Pause for just a moment and recall the last time someone asked you how your day was.  

Typically, our response to this question is quick: “Good, thanks!” or “Ugh, terrible!”  If it’s a good day, we list everything positive that happened to us; if it’s a bad day, we focus on the negatives.  We automatically label our experience and we judge all that has happened as solely “good” or “bad”, taking away any nuance or ambiguity.  

The same thing can happen when someone asks us how we feel.  Our brains are wired for categorization.  It is how we evolved to quickly assess situations for safety.  This innate process allows us to rapidly digest new information.  However, the ability to classify and label can be detrimental to our mental health without us even realizing it.

Most people label emotions as being “good” or “bad” based on what those emotions make us feel.  “Good” emotions tend to include happiness, excitement, joy, contentment, and love, while “bad” emotions can include anger, sadness, fear, rejection, and disappointment.  This is not an exhaustive list – Overwhelmed, annoyed, peaceful, anxious, respected, bored, confident, passionate… Most (if not all) emotions are perceived as being either “good” or “bad.”

When we label our emotions into these dichotomous categories, we are unintentionally putting a judgment onto more than just the emotion, but also on the experience of having the emotion.  Feeling happy or excited is “good,” while feeling angry or afraid is “bad.”  

While most of us would prefer to experience “good” (or pleasant) emotions like happiness or excitement over “bad” (or unpleasant) emotions such as anger or fear, no emotional experience (or individual experiencing emotion) is inherently “good” or “bad”.  Judging ourselves or our experience as “bad” when experiencing an unpleasant emotion such as anger may not only leave us feeling confused, conflicted, or even ashamed, but it also stops us from being able to fully enjoy and participate in life.  We become preoccupied with our mind, on judging whether our feelings are “good” or “bad,” and consequently if we, ourselves, are “good” or “bad.”  

Simply put: when we begin judging an experience, we stop fully experiencing it.  

If you want to stop judging your emotion and engage more fully in your experiences – pleasant and unpleasant – mindfulness can help.   Mindfulness is the ability to be fully present in the moment without judgment.  It is an active state that involves practice, but is achievable for most people.  While you can practice mindfulness literally anywhere at any time (such as when you are brushing your teeth or doing the laundry), one of the best ways to cultivate it is through mindfulness meditation.  

Think of meditation as lifting weights for your brain: it is a slow process that can lead to noticeable results in a person’s health.  Mindfulness has been linked to improved sleep and reduced depression, anxiety, and stress.  Its focus on bringing awareness to one’s thoughts and feelings without judgment helps people to experience the spectrum of emotion that is always present.  

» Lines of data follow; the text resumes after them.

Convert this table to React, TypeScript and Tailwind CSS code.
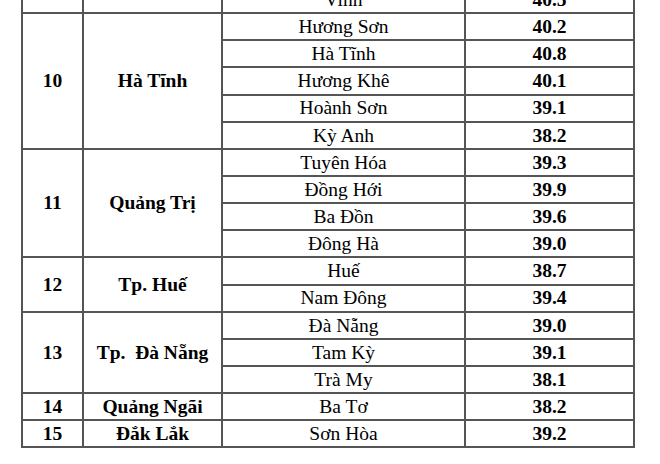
const groups: { no: string; province: string; rows: [string, string][] }[] = [
  {
    no: "10",
    province: "Hà Tĩnh",
    rows: [
      ["Hương Sơn", "40.2"],
      ["Hà Tĩnh", "40.8"],
      ["Hương Khê", "40.1"],
      ["Hoành Sơn", "39.1"],
      ["Kỳ Anh", "38.2"],
    ],
  },
  {
    no: "11",
    province: "Quảng Trị",
    rows: [
      ["Tuyên Hóa", "39.3"],
      ["Đồng Hới", "39.9"],
      ["Ba Đồn", "39.6"],
      ["Đông Hà", "39.0"],
    ],
  },
  {
    no: "12",
    province: "Tp. Huế",
    rows: [
      ["Huế", "38.7"],
      ["Nam Đông", "39.4"],
    ],
  },
  {
    no: "13",
    province: "Tp.\u00a0 Đà Nẵng",
    rows: [
      ["Đà Nẵng", "39.0"],
      ["Tam Kỳ", "39.1"],
      ["Trà My", "38.1"],
    ],
  },
  { no: "14", province: "Quảng Ngãi", rows: [["Ba Tơ", "38.2"]] },
  { no: "15", province: "Đắk Lắk", rows: [["Sơn Hòa", "39.2"]] },
];

const cell = "border-2 border-[#555] p-0 text-center align-middle";

export default function App() {
  return (
    <div className="h-[464px] w-[660px] overflow-hidden bg-white font-['Liberation_Serif','Times_New_Roman',serif] text-[19.5px] leading-none text-black">
      <table className="ml-[21px] mt-[-15px] table-fixed border-collapse">
        <colgroup>
          <col className="w-[61px]" />
          <col className="w-[139px]" />
          <col className="w-[243px]" />
          <col className="w-[169px]" />
        </colgroup>
        <tbody>
          <tr className="h-[27.15px]">
            <td className={cell} />
            <td className={cell} />
            <td className={cell}>Vinh</td>
            <td className={`${cell} font-bold`}>40.5</td>
          </tr>
          {groups.map((g) =>
            g.rows.map(([place, value], i) => (
              <tr key={g.no + place} className="h-[27.15px]">
                {i === 0 ? (
                  <>
                    <td rowSpan={g.rows.length} className={`${cell} font-bold`}>
                      {g.no}
                    </td>
                    <td rowSpan={g.rows.length} className={`${cell} whitespace-pre font-bold`}>
                      {g.province}
                    </td>
                  </>
                ) : null}
                <td className={cell}>{place}</td>
                <td className={`${cell} font-bold`}>{value}</td>
              </tr>
            ))
          )}
        </tbody>
      </table>
    </div>
  );
}
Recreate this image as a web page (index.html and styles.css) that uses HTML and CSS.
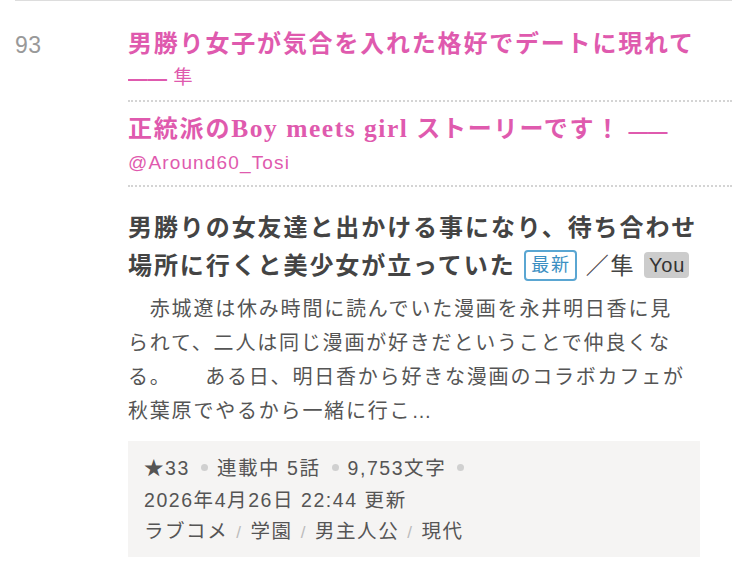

Meditation is hard to fully describe because it is a very personal, individual journey.  The most popular forms of meditation ask you to focus on the breath–when your mind begins to wander away, meditation practices ask you to gently bring your attention back to your breath.  

Meditation may look different for each person: some tend to close their eyes and visualize a calming scenario and others prefer to keep their eyes open; some people enjoy listening to nature sounds while others enjoy silence.  The only “right” way to meditate is to just do it and see what works for you.

When it comes to mindfulness meditation, the point is to bring awareness to when your mind wanders off and observe any current thoughts, feelings, or sensations.  The point isn’t to ignore or suppress them, nor is it to ruminate on them: it is to simply acknowledge them and let them go as you bring your mind back to your breath.

As humans, we are complex and multifaceted.  We are not only “good” or “bad.”  Happiness can exist alongside sadness; anxiety can exist alongside joy.  When we stop labeling and judging our experiences, we are able to fully come to terms with our emotions and realize that more lies there than we are aware of.